With two furlongs left to travel it was Spirit Dancer who was going best of all, however, cruising down the centre of the track to sweep to an impressive and valuable victory.

Ferguson also bred the horse alongside Niall McLoughlin and said of the performance: “It was fantastic. After the triumph in Bahrain and coming to this level and looking at the field – the performance from Oisin and the horse was unbelievable. Absolutely unbelievable.

“Richard has made the point a few times that the horse hasn’t had a lot of racing, he has been trying to step it up and I think you’ve seen the evidence today.

“Oisin said to me that the horse is improving all the time and the evidence is there.
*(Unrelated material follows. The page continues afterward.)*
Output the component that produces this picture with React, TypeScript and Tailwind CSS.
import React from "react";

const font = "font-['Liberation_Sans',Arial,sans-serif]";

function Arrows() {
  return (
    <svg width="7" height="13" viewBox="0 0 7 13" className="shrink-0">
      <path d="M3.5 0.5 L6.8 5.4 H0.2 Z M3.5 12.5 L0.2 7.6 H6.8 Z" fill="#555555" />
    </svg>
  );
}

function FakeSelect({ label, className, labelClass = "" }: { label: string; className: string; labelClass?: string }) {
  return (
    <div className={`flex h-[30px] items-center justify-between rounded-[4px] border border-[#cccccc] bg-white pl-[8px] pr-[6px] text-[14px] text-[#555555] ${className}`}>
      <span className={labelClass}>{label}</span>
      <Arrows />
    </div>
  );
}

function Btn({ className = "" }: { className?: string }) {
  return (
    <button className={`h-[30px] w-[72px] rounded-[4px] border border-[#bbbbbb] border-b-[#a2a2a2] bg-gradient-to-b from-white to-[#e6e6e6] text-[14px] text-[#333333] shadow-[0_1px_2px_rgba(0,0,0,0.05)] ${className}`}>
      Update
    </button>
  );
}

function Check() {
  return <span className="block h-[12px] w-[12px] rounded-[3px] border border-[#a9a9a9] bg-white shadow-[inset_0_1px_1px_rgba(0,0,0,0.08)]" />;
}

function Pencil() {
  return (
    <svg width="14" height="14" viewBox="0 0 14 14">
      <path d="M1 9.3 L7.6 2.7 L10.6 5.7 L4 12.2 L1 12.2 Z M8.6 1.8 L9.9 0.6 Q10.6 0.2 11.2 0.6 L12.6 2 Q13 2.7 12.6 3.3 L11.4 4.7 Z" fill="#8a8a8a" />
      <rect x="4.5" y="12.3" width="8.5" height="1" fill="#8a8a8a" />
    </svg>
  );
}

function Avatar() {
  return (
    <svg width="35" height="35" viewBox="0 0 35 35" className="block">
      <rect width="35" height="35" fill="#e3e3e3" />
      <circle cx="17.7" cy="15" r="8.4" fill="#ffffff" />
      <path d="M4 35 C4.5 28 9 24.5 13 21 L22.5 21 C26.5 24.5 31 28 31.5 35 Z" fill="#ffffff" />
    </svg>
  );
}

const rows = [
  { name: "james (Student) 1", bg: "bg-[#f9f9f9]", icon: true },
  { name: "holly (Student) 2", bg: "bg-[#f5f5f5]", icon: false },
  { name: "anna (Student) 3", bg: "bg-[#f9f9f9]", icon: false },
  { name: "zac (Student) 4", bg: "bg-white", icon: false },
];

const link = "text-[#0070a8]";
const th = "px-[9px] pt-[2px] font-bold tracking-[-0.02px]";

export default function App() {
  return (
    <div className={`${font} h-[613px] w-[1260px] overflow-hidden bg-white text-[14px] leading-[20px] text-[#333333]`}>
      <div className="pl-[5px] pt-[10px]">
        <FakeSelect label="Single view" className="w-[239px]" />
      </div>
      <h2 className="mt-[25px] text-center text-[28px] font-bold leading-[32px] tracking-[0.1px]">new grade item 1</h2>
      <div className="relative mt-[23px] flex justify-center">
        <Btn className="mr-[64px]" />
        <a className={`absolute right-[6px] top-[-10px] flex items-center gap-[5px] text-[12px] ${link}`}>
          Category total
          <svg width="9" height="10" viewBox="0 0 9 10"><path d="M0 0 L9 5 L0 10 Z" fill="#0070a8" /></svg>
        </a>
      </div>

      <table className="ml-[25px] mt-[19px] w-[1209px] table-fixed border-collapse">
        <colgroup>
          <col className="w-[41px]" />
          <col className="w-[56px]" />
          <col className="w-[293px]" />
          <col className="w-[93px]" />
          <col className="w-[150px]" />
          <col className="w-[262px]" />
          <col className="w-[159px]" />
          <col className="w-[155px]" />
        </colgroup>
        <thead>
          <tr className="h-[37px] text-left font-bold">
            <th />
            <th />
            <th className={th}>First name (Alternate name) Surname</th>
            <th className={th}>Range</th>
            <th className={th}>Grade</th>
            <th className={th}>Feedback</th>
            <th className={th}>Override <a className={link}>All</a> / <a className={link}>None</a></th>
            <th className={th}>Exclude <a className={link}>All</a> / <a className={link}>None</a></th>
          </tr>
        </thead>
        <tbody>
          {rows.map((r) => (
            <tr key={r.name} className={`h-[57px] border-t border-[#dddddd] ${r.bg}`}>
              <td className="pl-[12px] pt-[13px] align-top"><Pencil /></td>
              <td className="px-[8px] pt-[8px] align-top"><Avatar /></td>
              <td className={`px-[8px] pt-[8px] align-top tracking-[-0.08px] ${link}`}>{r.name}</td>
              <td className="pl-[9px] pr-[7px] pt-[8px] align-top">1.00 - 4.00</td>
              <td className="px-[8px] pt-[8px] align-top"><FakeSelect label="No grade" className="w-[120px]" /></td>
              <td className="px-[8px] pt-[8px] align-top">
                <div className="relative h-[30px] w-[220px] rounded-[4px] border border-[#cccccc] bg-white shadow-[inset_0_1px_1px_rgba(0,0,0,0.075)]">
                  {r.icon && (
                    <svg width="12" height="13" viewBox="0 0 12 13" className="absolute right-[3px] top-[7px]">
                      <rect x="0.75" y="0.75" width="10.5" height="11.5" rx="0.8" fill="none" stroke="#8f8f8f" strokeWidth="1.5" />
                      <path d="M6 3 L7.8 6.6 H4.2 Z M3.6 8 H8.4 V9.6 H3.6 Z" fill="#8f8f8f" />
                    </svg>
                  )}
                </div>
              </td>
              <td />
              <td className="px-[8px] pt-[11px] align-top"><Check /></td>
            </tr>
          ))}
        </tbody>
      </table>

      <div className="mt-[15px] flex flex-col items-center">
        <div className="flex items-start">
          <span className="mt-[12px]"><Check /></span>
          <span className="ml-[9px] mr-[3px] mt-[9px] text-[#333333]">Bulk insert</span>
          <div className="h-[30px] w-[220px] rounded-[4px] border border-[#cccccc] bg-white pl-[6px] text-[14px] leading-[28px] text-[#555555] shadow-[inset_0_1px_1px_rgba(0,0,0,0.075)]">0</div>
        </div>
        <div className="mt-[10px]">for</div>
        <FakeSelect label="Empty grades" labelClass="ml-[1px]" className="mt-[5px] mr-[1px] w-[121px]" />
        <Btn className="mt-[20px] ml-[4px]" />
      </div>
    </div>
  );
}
I’m delighted.”

Mason, who owns several other horses over both Flat and National Hunt codes, added: “It still feels like a dream, I have to pinch myself.

“He finished like a steam engine and Alex said ‘He’s a Frankel, remember that’. I’m delighted, it’s absolutely brilliant.
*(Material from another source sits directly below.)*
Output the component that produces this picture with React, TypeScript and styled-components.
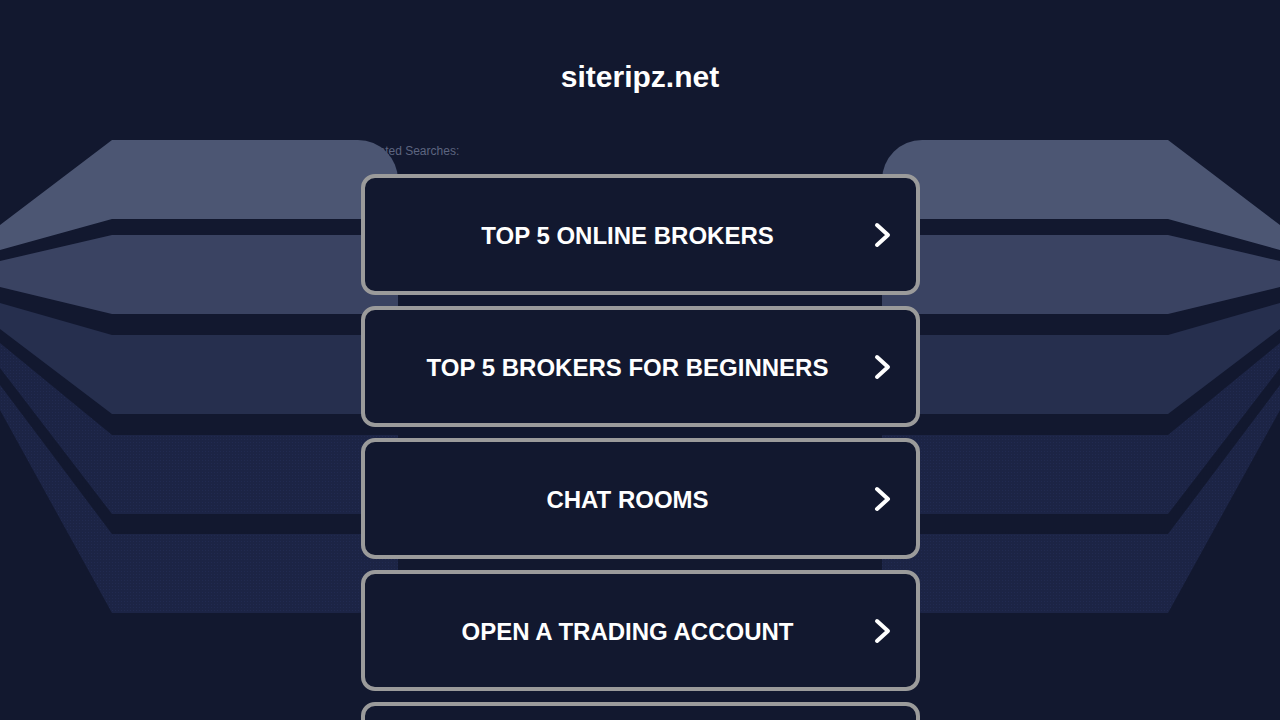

“That was a class act of entries there, that performance was extra special.

“If he doesn’t mind me saying, Alex had a dream this morning and he dreamed that we won!”

Fahey, who has trained the seven-year-old to win eight times now, added: “I’d say it’ll be very hard not to send him to Dubai, we’ll see how he is and make a decision but I’d be a little bit shocked if he doesn’t line up in something on World Cup night.

“I’ve always wanted to stretch him out to a mile and a half, but the horse hasn’t stopped blowing yet, so let him blow and we’ll work it out!

“Any horse that can win on the international scene like this, they become the people’s horse and he’s heading that way.

“He’s got a huge fan base, he’s a progressive horse that’s heading the right way.

“He gets his head down and gallops all the way to the line, people who are involved in horse racing love to see horses do that.”